* [WHAT NEEDS TO BE DONE]:
Repeat the data below exactly, dropping any pictures it holds.

* [AVAILABLE DATA]:
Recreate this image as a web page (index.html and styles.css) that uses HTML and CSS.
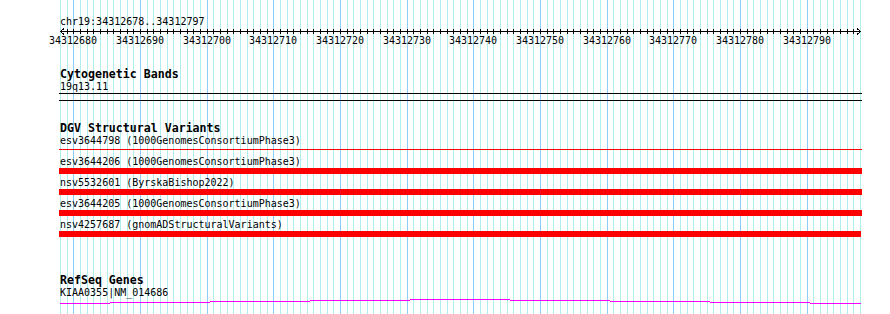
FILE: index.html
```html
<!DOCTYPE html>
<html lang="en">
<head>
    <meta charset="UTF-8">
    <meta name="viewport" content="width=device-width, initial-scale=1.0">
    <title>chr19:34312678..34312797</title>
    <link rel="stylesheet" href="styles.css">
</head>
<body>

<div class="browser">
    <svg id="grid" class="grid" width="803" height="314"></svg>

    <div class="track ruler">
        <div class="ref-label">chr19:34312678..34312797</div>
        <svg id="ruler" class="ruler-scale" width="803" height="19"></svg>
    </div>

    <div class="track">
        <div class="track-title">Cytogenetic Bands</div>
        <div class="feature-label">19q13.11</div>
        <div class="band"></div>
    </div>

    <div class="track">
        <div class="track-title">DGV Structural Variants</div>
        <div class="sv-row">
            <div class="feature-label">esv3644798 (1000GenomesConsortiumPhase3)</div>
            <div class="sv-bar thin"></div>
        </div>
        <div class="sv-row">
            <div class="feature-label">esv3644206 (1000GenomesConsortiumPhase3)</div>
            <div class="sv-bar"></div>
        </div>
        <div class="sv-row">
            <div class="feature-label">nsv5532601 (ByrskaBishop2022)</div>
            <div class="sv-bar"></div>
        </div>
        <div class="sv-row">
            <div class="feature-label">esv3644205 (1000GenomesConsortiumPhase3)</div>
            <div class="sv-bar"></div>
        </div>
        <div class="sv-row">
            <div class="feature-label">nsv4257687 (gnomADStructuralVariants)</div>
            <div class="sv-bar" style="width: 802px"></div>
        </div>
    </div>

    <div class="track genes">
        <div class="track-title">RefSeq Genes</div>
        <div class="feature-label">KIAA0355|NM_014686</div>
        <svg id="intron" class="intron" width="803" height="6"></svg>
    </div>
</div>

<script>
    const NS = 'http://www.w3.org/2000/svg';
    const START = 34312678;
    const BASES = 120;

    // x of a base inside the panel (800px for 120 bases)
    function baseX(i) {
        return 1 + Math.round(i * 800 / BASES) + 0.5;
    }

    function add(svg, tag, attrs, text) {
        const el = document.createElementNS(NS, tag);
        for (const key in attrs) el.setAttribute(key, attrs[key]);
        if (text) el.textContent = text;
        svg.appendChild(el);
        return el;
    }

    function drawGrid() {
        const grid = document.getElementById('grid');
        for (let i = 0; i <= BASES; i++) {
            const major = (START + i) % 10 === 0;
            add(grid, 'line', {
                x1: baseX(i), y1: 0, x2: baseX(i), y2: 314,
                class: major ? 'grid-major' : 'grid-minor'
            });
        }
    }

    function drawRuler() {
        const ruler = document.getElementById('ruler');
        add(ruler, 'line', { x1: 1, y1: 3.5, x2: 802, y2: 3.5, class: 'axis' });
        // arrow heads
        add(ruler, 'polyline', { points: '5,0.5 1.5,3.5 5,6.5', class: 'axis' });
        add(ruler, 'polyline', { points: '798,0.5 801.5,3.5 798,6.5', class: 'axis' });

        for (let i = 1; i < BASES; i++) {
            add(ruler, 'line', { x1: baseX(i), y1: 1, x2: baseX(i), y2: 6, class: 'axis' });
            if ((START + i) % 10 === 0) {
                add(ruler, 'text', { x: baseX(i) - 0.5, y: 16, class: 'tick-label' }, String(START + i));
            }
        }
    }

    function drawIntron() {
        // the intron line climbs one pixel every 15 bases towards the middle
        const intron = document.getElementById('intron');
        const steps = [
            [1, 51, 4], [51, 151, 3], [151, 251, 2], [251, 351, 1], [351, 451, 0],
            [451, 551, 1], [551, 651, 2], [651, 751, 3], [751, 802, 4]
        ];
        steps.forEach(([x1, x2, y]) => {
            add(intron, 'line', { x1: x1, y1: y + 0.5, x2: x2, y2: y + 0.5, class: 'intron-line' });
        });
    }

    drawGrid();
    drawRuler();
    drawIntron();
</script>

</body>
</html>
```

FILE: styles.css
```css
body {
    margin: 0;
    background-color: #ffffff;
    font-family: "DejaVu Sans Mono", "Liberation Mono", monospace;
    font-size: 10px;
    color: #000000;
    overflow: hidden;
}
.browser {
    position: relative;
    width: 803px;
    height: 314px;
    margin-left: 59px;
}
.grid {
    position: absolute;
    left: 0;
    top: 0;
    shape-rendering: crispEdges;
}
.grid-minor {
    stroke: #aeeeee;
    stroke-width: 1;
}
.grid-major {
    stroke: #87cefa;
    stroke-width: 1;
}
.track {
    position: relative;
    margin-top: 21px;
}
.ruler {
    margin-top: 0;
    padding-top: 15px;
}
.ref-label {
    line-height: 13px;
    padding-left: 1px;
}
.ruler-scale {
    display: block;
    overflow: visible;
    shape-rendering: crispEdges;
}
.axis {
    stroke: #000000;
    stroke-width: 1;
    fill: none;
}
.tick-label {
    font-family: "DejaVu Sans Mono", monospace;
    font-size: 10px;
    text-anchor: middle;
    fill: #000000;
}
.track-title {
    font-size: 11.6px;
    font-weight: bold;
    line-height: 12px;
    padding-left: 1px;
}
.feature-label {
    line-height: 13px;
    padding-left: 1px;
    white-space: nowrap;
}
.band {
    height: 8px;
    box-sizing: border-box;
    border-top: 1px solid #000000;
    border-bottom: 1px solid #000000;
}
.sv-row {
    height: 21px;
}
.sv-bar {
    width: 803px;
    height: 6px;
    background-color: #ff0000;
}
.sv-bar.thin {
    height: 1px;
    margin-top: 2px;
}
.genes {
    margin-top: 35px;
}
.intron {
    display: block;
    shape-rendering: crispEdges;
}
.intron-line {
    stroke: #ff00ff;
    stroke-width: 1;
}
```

* [IN RESPONSE]:
Recreate this image as a web page (index.html and styles.css) that uses HTML and CSS.
FILE: index.html
```html
<!DOCTYPE html>
<html lang="en">
<head>
    <meta charset="UTF-8">
    <meta name="viewport" content="width=device-width, initial-scale=1.0">
    <title>chr19:34312678..34312797</title>
    <link rel="stylesheet" href="styles.css">
</head>
<body>

<div class="browser">
    <svg id="grid" class="grid" width="803" height="314"></svg>

    <div class="track ruler">
        <div class="ref-label">chr19:34312678..34312797</div>
        <svg id="ruler" class="ruler-scale" width="803" height="19"></svg>
    </div>

    <div class="track">
        <div class="track-title">Cytogenetic Bands</div>
        <div class="feature-label">19q13.11</div>
        <div class="band"></div>
    </div>

    <div class="track">
        <div class="track-title">DGV Structural Variants</div>
        <div class="sv-row">
            <div class="feature-label">esv3644798 (1000GenomesConsortiumPhase3)</div>
            <div class="sv-bar thin"></div>
        </div>
        <div class="sv-row">
            <div class="feature-label">esv3644206 (1000GenomesConsortiumPhase3)</div>
            <div class="sv-bar"></div>
        </div>
        <div class="sv-row">
            <div class="feature-label">nsv5532601 (ByrskaBishop2022)</div>
            <div class="sv-bar"></div>
        </div>
        <div class="sv-row">
            <div class="feature-label">esv3644205 (1000GenomesConsortiumPhase3)</div>
            <div class="sv-bar"></div>
        </div>
        <div class="sv-row">
            <div class="feature-label">nsv4257687 (gnomADStructuralVariants)</div>
            <div class="sv-bar" style="width: 802px"></div>
        </div>
    </div>

    <div class="track genes">
        <div class="track-title">RefSeq Genes</div>
        <div class="feature-label">KIAA0355|NM_014686</div>
        <svg id="intron" class="intron" width="803" height="6"></svg>
    </div>
</div>

<script>
    const NS = 'http://www.w3.org/2000/svg';
    const START = 34312678;
    const BASES = 120;

    // x of a base inside the panel (800px for 120 bases)
    function baseX(i) {
        return 1 + Math.round(i * 800 / BASES) + 0.5;
    }

    function add(svg, tag, attrs, text) {
        const el = document.createElementNS(NS, tag);
        for (const key in attrs) el.setAttribute(key, attrs[key]);
        if (text) el.textContent = text;
        svg.appendChild(el);
        return el;
    }

    function drawGrid() {
        const grid = document.getElementById('grid');
        for (let i = 0; i <= BASES; i++) {
            const major = (START + i) % 10 === 0;
            add(grid, 'line', {
                x1: baseX(i), y1: 0, x2: baseX(i), y2: 314,
                class: major ? 'grid-major' : 'grid-minor'
            });
        }
    }

    function drawRuler() {
        const ruler = document.getElementById('ruler');
        add(ruler, 'line', { x1: 1, y1: 3.5, x2: 802, y2: 3.5, class: 'axis' });
        // arrow heads
        add(ruler, 'polyline', { points: '5,0.5 1.5,3.5 5,6.5', class: 'axis' });
        add(ruler, 'polyline', { points: '798,0.5 801.5,3.5 798,6.5', class: 'axis' });

        for (let i = 1; i < BASES; i++) {
            add(ruler, 'line', { x1: baseX(i), y1: 1, x2: baseX(i), y2: 6, class: 'axis' });
            if ((START + i) % 10 === 0) {
                add(ruler, 'text', { x: baseX(i) - 0.5, y: 16, class: 'tick-label' }, String(START + i));
            }
        }
    }

    function drawIntron() {
        // the intron line climbs one pixel every 15 bases towards the middle
        const intron = document.getElementById('intron');
        const steps = [
            [1, 51, 4], [51, 151, 3], [151, 251, 2], [251, 351, 1], [351, 451, 0],
            [451, 551, 1], [551, 651, 2], [651, 751, 3], [751, 802, 4]
        ];
        steps.forEach(([x1, x2, y]) => {
            add(intron, 'line', { x1: x1, y1: y + 0.5, x2: x2, y2: y + 0.5, class: 'intron-line' });
        });
    }

    drawGrid();
    drawRuler();
    drawIntron();
</script>

</body>
</html>
```

FILE: styles.css
```css
body {
    margin: 0;
    background-color: #ffffff;
    font-family: "DejaVu Sans Mono", "Liberation Mono", monospace;
    font-size: 10px;
    color: #000000;
    overflow: hidden;
}
.browser {
    position: relative;
    width: 803px;
    height: 314px;
    margin-left: 59px;
}
.grid {
    position: absolute;
    left: 0;
    top: 0;
    shape-rendering: crispEdges;
}
.grid-minor {
    stroke: #aeeeee;
    stroke-width: 1;
}
.grid-major {
    stroke: #87cefa;
    stroke-width: 1;
}
.track {
    position: relative;
    margin-top: 21px;
}
.ruler {
    margin-top: 0;
    padding-top: 15px;
}
.ref-label {
    line-height: 13px;
    padding-left: 1px;
}
.ruler-scale {
    display: block;
    overflow: visible;
    shape-rendering: crispEdges;
}
.axis {
    stroke: #000000;
    stroke-width: 1;
    fill: none;
}
.tick-label {
    font-family: "DejaVu Sans Mono", monospace;
    font-size: 10px;
    text-anchor: middle;
    fill: #000000;
}
.track-title {
    font-size: 11.6px;
    font-weight: bold;
    line-height: 12px;
    padding-left: 1px;
}
.feature-label {
    line-height: 13px;
    padding-left: 1px;
    white-space: nowrap;
}
.band {
    height: 8px;
    box-sizing: border-box;
    border-top: 1px solid #000000;
    border-bottom: 1px solid #000000;
}
.sv-row {
    height: 21px;
}
.sv-bar {
    width: 803px;
    height: 6px;
    background-color: #ff0000;
}
.sv-bar.thin {
    height: 1px;
    margin-top: 2px;
}
.genes {
    margin-top: 35px;
}
.intron {
    display: block;
    shape-rendering: crispEdges;
}
.intron-line {
    stroke: #ff00ff;
    stroke-width: 1;
}
```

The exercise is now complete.